:: Task ::
Copy everything in the data below exactly except the pictures.

:: Dataset section ::
▬▬▬▬▬▬▬▬▬▬

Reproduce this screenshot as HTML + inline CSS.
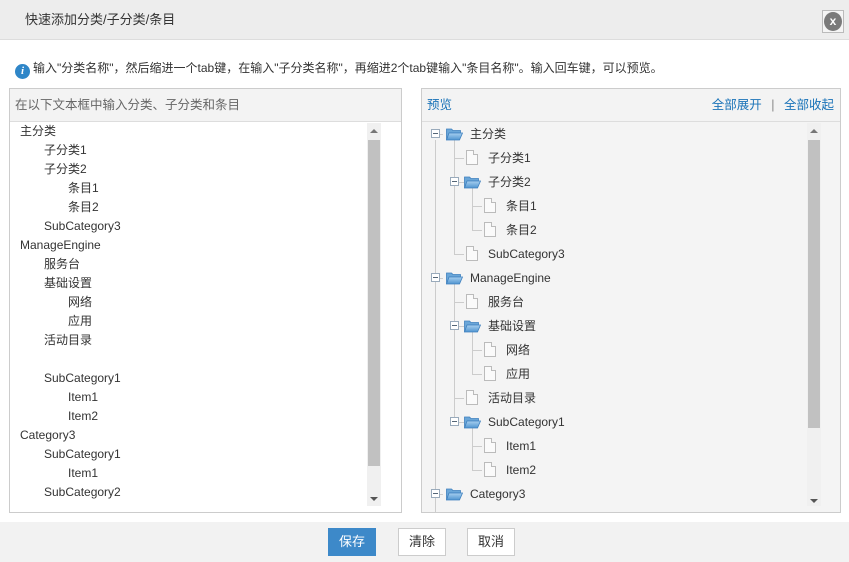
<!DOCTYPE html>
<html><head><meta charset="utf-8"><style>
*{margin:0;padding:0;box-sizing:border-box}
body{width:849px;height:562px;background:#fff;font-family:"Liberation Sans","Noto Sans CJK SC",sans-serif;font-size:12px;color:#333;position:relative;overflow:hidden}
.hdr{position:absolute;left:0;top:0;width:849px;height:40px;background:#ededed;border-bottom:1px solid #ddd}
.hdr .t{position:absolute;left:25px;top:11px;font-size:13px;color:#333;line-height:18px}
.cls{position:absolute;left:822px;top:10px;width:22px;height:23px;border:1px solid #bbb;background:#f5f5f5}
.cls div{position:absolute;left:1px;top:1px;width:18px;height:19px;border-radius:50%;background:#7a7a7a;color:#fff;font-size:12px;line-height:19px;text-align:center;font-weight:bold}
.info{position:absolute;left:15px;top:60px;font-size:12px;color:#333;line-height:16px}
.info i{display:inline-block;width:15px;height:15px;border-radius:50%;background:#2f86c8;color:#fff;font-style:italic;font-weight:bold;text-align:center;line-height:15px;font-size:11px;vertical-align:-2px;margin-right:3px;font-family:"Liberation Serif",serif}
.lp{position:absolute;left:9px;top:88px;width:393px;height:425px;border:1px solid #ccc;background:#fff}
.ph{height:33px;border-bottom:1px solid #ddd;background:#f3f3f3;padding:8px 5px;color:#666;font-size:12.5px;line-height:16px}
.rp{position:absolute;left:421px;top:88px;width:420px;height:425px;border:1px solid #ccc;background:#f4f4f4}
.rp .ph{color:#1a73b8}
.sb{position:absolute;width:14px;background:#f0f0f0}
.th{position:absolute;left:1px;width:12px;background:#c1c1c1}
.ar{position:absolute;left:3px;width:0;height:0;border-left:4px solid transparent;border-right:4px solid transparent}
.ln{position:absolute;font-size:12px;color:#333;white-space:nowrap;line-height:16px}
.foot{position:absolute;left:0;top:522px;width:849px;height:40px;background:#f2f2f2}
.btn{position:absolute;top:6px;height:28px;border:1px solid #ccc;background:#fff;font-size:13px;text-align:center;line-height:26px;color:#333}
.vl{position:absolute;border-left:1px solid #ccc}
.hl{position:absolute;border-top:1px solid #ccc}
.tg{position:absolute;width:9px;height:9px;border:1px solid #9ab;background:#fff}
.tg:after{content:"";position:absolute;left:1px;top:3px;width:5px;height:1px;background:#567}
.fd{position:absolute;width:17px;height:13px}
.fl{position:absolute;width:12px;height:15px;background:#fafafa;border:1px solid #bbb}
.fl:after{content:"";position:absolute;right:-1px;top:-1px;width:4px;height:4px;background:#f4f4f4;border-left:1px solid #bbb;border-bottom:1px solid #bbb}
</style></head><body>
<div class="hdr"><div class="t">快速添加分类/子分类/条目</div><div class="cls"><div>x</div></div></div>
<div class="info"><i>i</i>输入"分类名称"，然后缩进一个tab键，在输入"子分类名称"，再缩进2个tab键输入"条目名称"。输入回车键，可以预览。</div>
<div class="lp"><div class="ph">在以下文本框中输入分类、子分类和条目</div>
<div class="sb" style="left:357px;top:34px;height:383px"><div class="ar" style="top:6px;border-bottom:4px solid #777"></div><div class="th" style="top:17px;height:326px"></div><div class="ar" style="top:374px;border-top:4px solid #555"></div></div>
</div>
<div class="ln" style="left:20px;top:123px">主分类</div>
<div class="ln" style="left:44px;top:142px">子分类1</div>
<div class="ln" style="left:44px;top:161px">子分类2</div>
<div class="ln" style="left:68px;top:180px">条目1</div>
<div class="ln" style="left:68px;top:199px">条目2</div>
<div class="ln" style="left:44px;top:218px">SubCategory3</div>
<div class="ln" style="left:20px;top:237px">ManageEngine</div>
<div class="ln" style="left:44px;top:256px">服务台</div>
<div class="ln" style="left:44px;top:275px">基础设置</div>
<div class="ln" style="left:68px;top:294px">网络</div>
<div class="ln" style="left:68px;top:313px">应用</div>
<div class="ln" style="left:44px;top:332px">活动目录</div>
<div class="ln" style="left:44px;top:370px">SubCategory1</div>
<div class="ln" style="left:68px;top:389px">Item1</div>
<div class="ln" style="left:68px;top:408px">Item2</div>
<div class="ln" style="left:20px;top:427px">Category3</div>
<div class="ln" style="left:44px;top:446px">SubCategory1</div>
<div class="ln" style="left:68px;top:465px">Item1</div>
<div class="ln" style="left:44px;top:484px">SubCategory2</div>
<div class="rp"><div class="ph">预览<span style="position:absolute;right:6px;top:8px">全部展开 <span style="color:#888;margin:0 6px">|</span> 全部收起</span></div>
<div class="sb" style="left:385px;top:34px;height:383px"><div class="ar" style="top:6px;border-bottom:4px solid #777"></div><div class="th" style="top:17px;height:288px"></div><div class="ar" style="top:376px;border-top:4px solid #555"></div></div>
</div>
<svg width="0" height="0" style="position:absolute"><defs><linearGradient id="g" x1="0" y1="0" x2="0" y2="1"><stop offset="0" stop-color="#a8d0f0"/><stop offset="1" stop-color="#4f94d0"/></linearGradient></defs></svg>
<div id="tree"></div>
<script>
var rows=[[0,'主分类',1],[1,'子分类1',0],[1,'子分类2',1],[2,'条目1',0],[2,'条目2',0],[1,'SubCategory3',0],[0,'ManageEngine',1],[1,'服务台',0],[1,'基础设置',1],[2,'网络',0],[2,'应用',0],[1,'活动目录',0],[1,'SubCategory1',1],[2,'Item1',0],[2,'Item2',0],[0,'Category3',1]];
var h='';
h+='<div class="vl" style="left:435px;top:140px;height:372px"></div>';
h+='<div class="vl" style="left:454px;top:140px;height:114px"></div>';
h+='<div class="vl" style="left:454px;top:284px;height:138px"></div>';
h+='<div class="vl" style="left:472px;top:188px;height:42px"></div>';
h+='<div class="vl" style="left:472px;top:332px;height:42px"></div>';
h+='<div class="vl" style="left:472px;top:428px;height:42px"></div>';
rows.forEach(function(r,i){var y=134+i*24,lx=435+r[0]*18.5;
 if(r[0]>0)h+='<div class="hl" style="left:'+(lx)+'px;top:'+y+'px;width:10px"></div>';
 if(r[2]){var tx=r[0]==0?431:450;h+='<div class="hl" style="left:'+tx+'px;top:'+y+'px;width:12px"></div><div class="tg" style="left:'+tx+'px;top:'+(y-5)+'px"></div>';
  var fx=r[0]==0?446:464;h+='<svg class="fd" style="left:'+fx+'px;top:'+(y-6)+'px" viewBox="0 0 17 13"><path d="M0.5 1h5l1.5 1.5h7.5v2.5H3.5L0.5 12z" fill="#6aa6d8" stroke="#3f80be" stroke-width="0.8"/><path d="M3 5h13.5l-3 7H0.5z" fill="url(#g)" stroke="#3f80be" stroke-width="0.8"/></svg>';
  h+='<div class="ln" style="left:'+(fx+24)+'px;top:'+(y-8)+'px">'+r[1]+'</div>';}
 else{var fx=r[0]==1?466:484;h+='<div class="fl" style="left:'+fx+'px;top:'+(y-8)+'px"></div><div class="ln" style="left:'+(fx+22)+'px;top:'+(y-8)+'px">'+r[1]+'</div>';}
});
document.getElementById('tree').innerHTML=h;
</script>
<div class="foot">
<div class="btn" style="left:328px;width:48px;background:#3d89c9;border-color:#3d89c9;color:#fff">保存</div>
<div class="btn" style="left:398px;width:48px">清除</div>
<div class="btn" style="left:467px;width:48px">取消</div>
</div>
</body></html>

▬▬▬▬▬▬▬▬▬▬

:: Result below ::
Reproduce this screenshot as HTML + inline CSS.
<!DOCTYPE html>
<html><head><meta charset="utf-8"><style>
*{margin:0;padding:0;box-sizing:border-box}
body{width:849px;height:562px;background:#fff;font-family:"Liberation Sans","Noto Sans CJK SC",sans-serif;font-size:12px;color:#333;position:relative;overflow:hidden}
.hdr{position:absolute;left:0;top:0;width:849px;height:40px;background:#ededed;border-bottom:1px solid #ddd}
.hdr .t{position:absolute;left:25px;top:11px;font-size:13px;color:#333;line-height:18px}
.cls{position:absolute;left:822px;top:10px;width:22px;height:23px;border:1px solid #bbb;background:#f5f5f5}
.cls div{position:absolute;left:1px;top:1px;width:18px;height:19px;border-radius:50%;background:#7a7a7a;color:#fff;font-size:12px;line-height:19px;text-align:center;font-weight:bold}
.info{position:absolute;left:15px;top:60px;font-size:12px;color:#333;line-height:16px}
.info i{display:inline-block;width:15px;height:15px;border-radius:50%;background:#2f86c8;color:#fff;font-style:italic;font-weight:bold;text-align:center;line-height:15px;font-size:11px;vertical-align:-2px;margin-right:3px;font-family:"Liberation Serif",serif}
.lp{position:absolute;left:9px;top:88px;width:393px;height:425px;border:1px solid #ccc;background:#fff}
.ph{height:33px;border-bottom:1px solid #ddd;background:#f3f3f3;padding:8px 5px;color:#666;font-size:12.5px;line-height:16px}
.rp{position:absolute;left:421px;top:88px;width:420px;height:425px;border:1px solid #ccc;background:#f4f4f4}
.rp .ph{color:#1a73b8}
.sb{position:absolute;width:14px;background:#f0f0f0}
.th{position:absolute;left:1px;width:12px;background:#c1c1c1}
.ar{position:absolute;left:3px;width:0;height:0;border-left:4px solid transparent;border-right:4px solid transparent}
.ln{position:absolute;font-size:12px;color:#333;white-space:nowrap;line-height:16px}
.foot{position:absolute;left:0;top:522px;width:849px;height:40px;background:#f2f2f2}
.btn{position:absolute;top:6px;height:28px;border:1px solid #ccc;background:#fff;font-size:13px;text-align:center;line-height:26px;color:#333}
.vl{position:absolute;border-left:1px solid #ccc}
.hl{position:absolute;border-top:1px solid #ccc}
.tg{position:absolute;width:9px;height:9px;border:1px solid #9ab;background:#fff}
.tg:after{content:"";position:absolute;left:1px;top:3px;width:5px;height:1px;background:#567}
.fd{position:absolute;width:17px;height:13px}
.fl{position:absolute;width:12px;height:15px;background:#fafafa;border:1px solid #bbb}
.fl:after{content:"";position:absolute;right:-1px;top:-1px;width:4px;height:4px;background:#f4f4f4;border-left:1px solid #bbb;border-bottom:1px solid #bbb}
</style></head><body>
<div class="hdr"><div class="t">快速添加分类/子分类/条目</div><div class="cls"><div>x</div></div></div>
<div class="info"><i>i</i>输入"分类名称"，然后缩进一个tab键，在输入"子分类名称"，再缩进2个tab键输入"条目名称"。输入回车键，可以预览。</div>
<div class="lp"><div class="ph">在以下文本框中输入分类、子分类和条目</div>
<div class="sb" style="left:357px;top:34px;height:383px"><div class="ar" style="top:6px;border-bottom:4px solid #777"></div><div class="th" style="top:17px;height:326px"></div><div class="ar" style="top:374px;border-top:4px solid #555"></div></div>
</div>
<div class="ln" style="left:20px;top:123px">主分类</div>
<div class="ln" style="left:44px;top:142px">子分类1</div>
<div class="ln" style="left:44px;top:161px">子分类2</div>
<div class="ln" style="left:68px;top:180px">条目1</div>
<div class="ln" style="left:68px;top:199px">条目2</div>
<div class="ln" style="left:44px;top:218px">SubCategory3</div>
<div class="ln" style="left:20px;top:237px">ManageEngine</div>
<div class="ln" style="left:44px;top:256px">服务台</div>
<div class="ln" style="left:44px;top:275px">基础设置</div>
<div class="ln" style="left:68px;top:294px">网络</div>
<div class="ln" style="left:68px;top:313px">应用</div>
<div class="ln" style="left:44px;top:332px">活动目录</div>
<div class="ln" style="left:44px;top:370px">SubCategory1</div>
<div class="ln" style="left:68px;top:389px">Item1</div>
<div class="ln" style="left:68px;top:408px">Item2</div>
<div class="ln" style="left:20px;top:427px">Category3</div>
<div class="ln" style="left:44px;top:446px">SubCategory1</div>
<div class="ln" style="left:68px;top:465px">Item1</div>
<div class="ln" style="left:44px;top:484px">SubCategory2</div>
<div class="rp"><div class="ph">预览<span style="position:absolute;right:6px;top:8px">全部展开 <span style="color:#888;margin:0 6px">|</span> 全部收起</span></div>
<div class="sb" style="left:385px;top:34px;height:383px"><div class="ar" style="top:6px;border-bottom:4px solid #777"></div><div class="th" style="top:17px;height:288px"></div><div class="ar" style="top:376px;border-top:4px solid #555"></div></div>
</div>
<svg width="0" height="0" style="position:absolute"><defs><linearGradient id="g" x1="0" y1="0" x2="0" y2="1"><stop offset="0" stop-color="#a8d0f0"/><stop offset="1" stop-color="#4f94d0"/></linearGradient></defs></svg>
<div id="tree"></div>
<script>
var rows=[[0,'主分类',1],[1,'子分类1',0],[1,'子分类2',1],[2,'条目1',0],[2,'条目2',0],[1,'SubCategory3',0],[0,'ManageEngine',1],[1,'服务台',0],[1,'基础设置',1],[2,'网络',0],[2,'应用',0],[1,'活动目录',0],[1,'SubCategory1',1],[2,'Item1',0],[2,'Item2',0],[0,'Category3',1]];
var h='';
h+='<div class="vl" style="left:435px;top:140px;height:372px"></div>';
h+='<div class="vl" style="left:454px;top:140px;height:114px"></div>';
h+='<div class="vl" style="left:454px;top:284px;height:138px"></div>';
h+='<div class="vl" style="left:472px;top:188px;height:42px"></div>';
h+='<div class="vl" style="left:472px;top:332px;height:42px"></div>';
h+='<div class="vl" style="left:472px;top:428px;height:42px"></div>';
rows.forEach(function(r,i){var y=134+i*24,lx=435+r[0]*18.5;
 if(r[0]>0)h+='<div class="hl" style="left:'+(lx)+'px;top:'+y+'px;width:10px"></div>';
 if(r[2]){var tx=r[0]==0?431:450;h+='<div class="hl" style="left:'+tx+'px;top:'+y+'px;width:12px"></div><div class="tg" style="left:'+tx+'px;top:'+(y-5)+'px"></div>';
  var fx=r[0]==0?446:464;h+='<svg class="fd" style="left:'+fx+'px;top:'+(y-6)+'px" viewBox="0 0 17 13"><path d="M0.5 1h5l1.5 1.5h7.5v2.5H3.5L0.5 12z" fill="#6aa6d8" stroke="#3f80be" stroke-width="0.8"/><path d="M3 5h13.5l-3 7H0.5z" fill="url(#g)" stroke="#3f80be" stroke-width="0.8"/></svg>';
  h+='<div class="ln" style="left:'+(fx+24)+'px;top:'+(y-8)+'px">'+r[1]+'</div>';}
 else{var fx=r[0]==1?466:484;h+='<div class="fl" style="left:'+fx+'px;top:'+(y-8)+'px"></div><div class="ln" style="left:'+(fx+22)+'px;top:'+(y-8)+'px">'+r[1]+'</div>';}
});
document.getElementById('tree').innerHTML=h;
</script>
<div class="foot">
<div class="btn" style="left:328px;width:48px;background:#3d89c9;border-color:#3d89c9;color:#fff">保存</div>
<div class="btn" style="left:398px;width:48px">清除</div>
<div class="btn" style="left:467px;width:48px">取消</div>
</div>
</body></html>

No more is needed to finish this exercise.